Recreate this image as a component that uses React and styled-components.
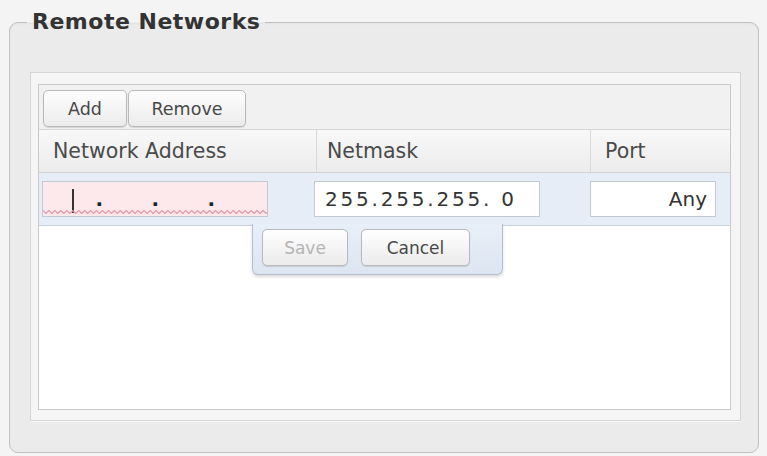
import React from "react";
import styled, { createGlobalStyle } from "styled-components";

const Global = createGlobalStyle`
  html, body { margin: 0; padding: 0; background: #f4f4f4; }
  body { font-family: "DejaVu Sans", "Liberation Sans", sans-serif; }
`;

const Page = styled.div`
  width: 767px;
  height: 456px;
  box-sizing: border-box;
  padding: 9px 8px 0 9px;
  background: #f4f4f4;
`;

const Fieldset = styled.fieldset`
  margin: 0;
  width: 750px;
  height: 444px;
  box-sizing: border-box;
  border: 1px solid #c2c2c2;
  border-radius: 9px;
  background: #ebebeb;
  padding: 37px 17px 31px 20px;
  box-shadow: inset 0 1px 2px rgba(0,0,0,0.04);
  display: flex;
  flex-direction: column;
`;

const Legend = styled.legend`
  margin-left: -3px;
  padding: 0 5px;
  font-family: "DejaVu Sans", sans-serif;
  font-weight: bold;
  font-size: 22px;
  letter-spacing: 0.5px;
  line-height: 26px;
  color: #333;
`;

const Panel = styled.div`
  flex: 1;
  border: 1px solid #d4d4d4;
  background: #f5f5f5;
  padding: 11px 9px 10px 7px;
  display: flex;
  flex-direction: column;
  box-shadow: 0 1px 0 #fafafa;
`;

const Grid = styled.div`
  flex: 1;
  border: 1px solid #cacaca;
  background: #fff;
  display: flex;
  flex-direction: column;
  position: relative;
`;

const Toolbar = styled.div`
  height: 45px;
  box-sizing: border-box;
  display: flex;
  gap: 1px;
  padding: 5px 4px;
  background: #f1f1f1;
  border-bottom: 1px solid #d8d8d8;
`;

const Button = styled.button`
  box-sizing: border-box;
  height: 37px;
  width: ${p => p.$w}px;
  padding: 0;
  border: 1px solid #b9b9b9;
  border-radius: 5px;
  background: linear-gradient(#fefefe, #ebebeb);
  box-shadow: 0 1px 1px rgba(0,0,0,0.12);
  font-family: "DejaVu Sans", sans-serif;
  font-size: ${p => p.$fs || 17.5}px;
  color: ${p => (p.disabled ? "#b4b4b4" : "#484848")};
  cursor: default;
`;

const Header = styled.div`
  display: grid;
  grid-template-columns: 278px 274px 1fr;
  height: 43px;
  box-sizing: border-box;
  background: linear-gradient(#f8f8f8, #ececec);
  border-bottom: 1px solid #d2d2d2;
`;

const HeadCell = styled.div`
  display: flex;
  align-items: center;
  padding-left: ${p => p.$pl}px;
  font-size: 20.5px;
  color: #4a4a4a;
  border-right: 1px solid #d9d9d9;
  &:last-child { border-right: none; }
`;

const EditRow = styled.div`
  position: relative;
  height: 53px;
  box-sizing: border-box;
  background: #e6edf6;
  border-bottom: 1px solid #c8d1dc;
  display: flex;
  align-items: center;
  padding-left: 3px;
`;

const Input = styled.div`
  position: relative;
  box-sizing: border-box;
  width: ${p => p.$w}px;
  height: 36px;
  margin-left: ${p => p.$ml || 0}px;
  border: 1px solid #c3cad3;
  background: ${p => (p.$invalid ? "#fde8ec" : "#fff")};
  display: flex;
  align-items: center;
  justify-content: ${p => (p.$right ? "flex-end" : "flex-start")};
  padding: ${p => (p.$invalid ? "0" : "0 8px 0 10px")};
  font-size: 20px;
  color: #333;
`;

const IpText = styled.span`
  letter-spacing: 2.8px;
  white-space: pre;
`;

const Segment = styled.span`
  position: relative;
  width: ${p => p.$w}px;
  flex: none;
  height: 100%;
  display: flex;
  align-items: center;
  justify-content: flex-end;
  font-size: 20px;
  font-weight: bold;
  color: #222;
`;

const Caret = styled.span`
  position: absolute;
  left: 29px;
  top: 7px;
  width: 1.5px;
  height: 24px;
  background: #333;
`;

const Wavy = styled.svg`
  position: absolute;
  left: 0;
  bottom: 2px;
  width: 100%;
  height: 4px;
`;

const Popup = styled.div`
  position: absolute;
  left: 213px;
  top: 51px;
  width: 251px;
  height: 51px;
  box-sizing: border-box;
  background: linear-gradient(#e9eff8, #dce5f1);
  border: 1px solid #b3bfcd;
  border-top: none;
  border-radius: 0 0 6px 6px;
  box-shadow: 0 2px 3px rgba(0,0,0,0.15);
  display: flex;
  gap: 13px;
  padding: 5px 0 0 9px;
  z-index: 2;
`;

const Body = styled.div`
  flex: 1;
  background: #fff;
`;

function WavyLine() {
  const pts = [];
  for (let x = 0; x <= 230; x += 3) pts.push(`${x},${(x / 3) % 2 ? 3.5 : 0.5}`);
  return (
    <Wavy viewBox="0 0 226 4" preserveAspectRatio="none">
      <polyline points={pts.join(" ")} fill="none" stroke="#e49aad" strokeWidth="1.2" />
    </Wavy>
  );
}

export default function App() {
  return (
    <>
      <Global />
      <Page>
        <Fieldset>
          <Legend>Remote Networks</Legend>
          <Panel>
            <Grid>
              <Toolbar>
                <Button $w={84}>Add</Button>
                <Button $w={118}>Remove</Button>
              </Toolbar>
              <Header>
                <HeadCell $pl={14}>Network Address</HeadCell>
                <HeadCell $pl={10}>Netmask</HeadCell>
                <HeadCell $pl={14}>Port</HeadCell>
              </Header>
              <EditRow>
                <Input $w={226} $invalid>
                  <Segment $w={60}>
                    <Caret />.
                  </Segment>
                  <Segment $w={56}>.</Segment>
                  <Segment $w={56}>.</Segment>
                  <WavyLine />
                </Input>
                <Input $w={226} $ml={46}>
                  <IpText>255.255.255. 0</IpText>
                </Input>
                <Input $w={126} $ml={50} $right>
                  Any
                </Input>
                <Popup>
                  <Button $w={86} $fs={17} disabled>
                    Save
                  </Button>
                  <Button $w={109} $fs={17}>
                    Cancel
                  </Button>
                </Popup>
              </EditRow>
              <Body />
            </Grid>
          </Panel>
        </Fieldset>
      </Page>
    </>
  );
}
----------
TASK DETAILS →
Copy out each line exactly, without the pictures.

RESULT OF THIS TASK →
Recreate this image as a component that uses React and styled-components.
import React from "react";
import styled, { createGlobalStyle } from "styled-components";

const Global = createGlobalStyle`
  html, body { margin: 0; padding: 0; background: #f4f4f4; }
  body { font-family: "DejaVu Sans", "Liberation Sans", sans-serif; }
`;

const Page = styled.div`
  width: 767px;
  height: 456px;
  box-sizing: border-box;
  padding: 9px 8px 0 9px;
  background: #f4f4f4;
`;

const Fieldset = styled.fieldset`
  margin: 0;
  width: 750px;
  height: 444px;
  box-sizing: border-box;
  border: 1px solid #c2c2c2;
  border-radius: 9px;
  background: #ebebeb;
  padding: 37px 17px 31px 20px;
  box-shadow: inset 0 1px 2px rgba(0,0,0,0.04);
  display: flex;
  flex-direction: column;
`;

const Legend = styled.legend`
  margin-left: -3px;
  padding: 0 5px;
  font-family: "DejaVu Sans", sans-serif;
  font-weight: bold;
  font-size: 22px;
  letter-spacing: 0.5px;
  line-height: 26px;
  color: #333;
`;

const Panel = styled.div`
  flex: 1;
  border: 1px solid #d4d4d4;
  background: #f5f5f5;
  padding: 11px 9px 10px 7px;
  display: flex;
  flex-direction: column;
  box-shadow: 0 1px 0 #fafafa;
`;

const Grid = styled.div`
  flex: 1;
  border: 1px solid #cacaca;
  background: #fff;
  display: flex;
  flex-direction: column;
  position: relative;
`;

const Toolbar = styled.div`
  height: 45px;
  box-sizing: border-box;
  display: flex;
  gap: 1px;
  padding: 5px 4px;
  background: #f1f1f1;
  border-bottom: 1px solid #d8d8d8;
`;

const Button = styled.button`
  box-sizing: border-box;
  height: 37px;
  width: ${p => p.$w}px;
  padding: 0;
  border: 1px solid #b9b9b9;
  border-radius: 5px;
  background: linear-gradient(#fefefe, #ebebeb);
  box-shadow: 0 1px 1px rgba(0,0,0,0.12);
  font-family: "DejaVu Sans", sans-serif;
  font-size: ${p => p.$fs || 17.5}px;
  color: ${p => (p.disabled ? "#b4b4b4" : "#484848")};
  cursor: default;
`;

const Header = styled.div`
  display: grid;
  grid-template-columns: 278px 274px 1fr;
  height: 43px;
  box-sizing: border-box;
  background: linear-gradient(#f8f8f8, #ececec);
  border-bottom: 1px solid #d2d2d2;
`;

const HeadCell = styled.div`
  display: flex;
  align-items: center;
  padding-left: ${p => p.$pl}px;
  font-size: 20.5px;
  color: #4a4a4a;
  border-right: 1px solid #d9d9d9;
  &:last-child { border-right: none; }
`;

const EditRow = styled.div`
  position: relative;
  height: 53px;
  box-sizing: border-box;
  background: #e6edf6;
  border-bottom: 1px solid #c8d1dc;
  display: flex;
  align-items: center;
  padding-left: 3px;
`;

const Input = styled.div`
  position: relative;
  box-sizing: border-box;
  width: ${p => p.$w}px;
  height: 36px;
  margin-left: ${p => p.$ml || 0}px;
  border: 1px solid #c3cad3;
  background: ${p => (p.$invalid ? "#fde8ec" : "#fff")};
  display: flex;
  align-items: center;
  justify-content: ${p => (p.$right ? "flex-end" : "flex-start")};
  padding: ${p => (p.$invalid ? "0" : "0 8px 0 10px")};
  font-size: 20px;
  color: #333;
`;

const IpText = styled.span`
  letter-spacing: 2.8px;
  white-space: pre;
`;

const Segment = styled.span`
  position: relative;
  width: ${p => p.$w}px;
  flex: none;
  height: 100%;
  display: flex;
  align-items: center;
  justify-content: flex-end;
  font-size: 20px;
  font-weight: bold;
  color: #222;
`;

const Caret = styled.span`
  position: absolute;
  left: 29px;
  top: 7px;
  width: 1.5px;
  height: 24px;
  background: #333;
`;

const Wavy = styled.svg`
  position: absolute;
  left: 0;
  bottom: 2px;
  width: 100%;
  height: 4px;
`;

const Popup = styled.div`
  position: absolute;
  left: 213px;
  top: 51px;
  width: 251px;
  height: 51px;
  box-sizing: border-box;
  background: linear-gradient(#e9eff8, #dce5f1);
  border: 1px solid #b3bfcd;
  border-top: none;
  border-radius: 0 0 6px 6px;
  box-shadow: 0 2px 3px rgba(0,0,0,0.15);
  display: flex;
  gap: 13px;
  padding: 5px 0 0 9px;
  z-index: 2;
`;

const Body = styled.div`
  flex: 1;
  background: #fff;
`;

function WavyLine() {
  const pts = [];
  for (let x = 0; x <= 230; x += 3) pts.push(`${x},${(x / 3) % 2 ? 3.5 : 0.5}`);
  return (
    <Wavy viewBox="0 0 226 4" preserveAspectRatio="none">
      <polyline points={pts.join(" ")} fill="none" stroke="#e49aad" strokeWidth="1.2" />
    </Wavy>
  );
}

export default function App() {
  return (
    <>
      <Global />
      <Page>
        <Fieldset>
          <Legend>Remote Networks</Legend>
          <Panel>
            <Grid>
              <Toolbar>
                <Button $w={84}>Add</Button>
                <Button $w={118}>Remove</Button>
              </Toolbar>
              <Header>
                <HeadCell $pl={14}>Network Address</HeadCell>
                <HeadCell $pl={10}>Netmask</HeadCell>
                <HeadCell $pl={14}>Port</HeadCell>
              </Header>
              <EditRow>
                <Input $w={226} $invalid>
                  <Segment $w={60}>
                    <Caret />.
                  </Segment>
                  <Segment $w={56}>.</Segment>
                  <Segment $w={56}>.</Segment>
                  <WavyLine />
                </Input>
                <Input $w={226} $ml={46}>
                  <IpText>255.255.255. 0</IpText>
                </Input>
                <Input $w={126} $ml={50} $right>
                  Any
                </Input>
                <Popup>
                  <Button $w={86} $fs={17} disabled>
                    Save
                  </Button>
                  <Button $w={109} $fs={17}>
                    Cancel
                  </Button>
                </Popup>
              </EditRow>
              <Body />
            </Grid>
          </Panel>
        </Fieldset>
      </Page>
    </>
  );
}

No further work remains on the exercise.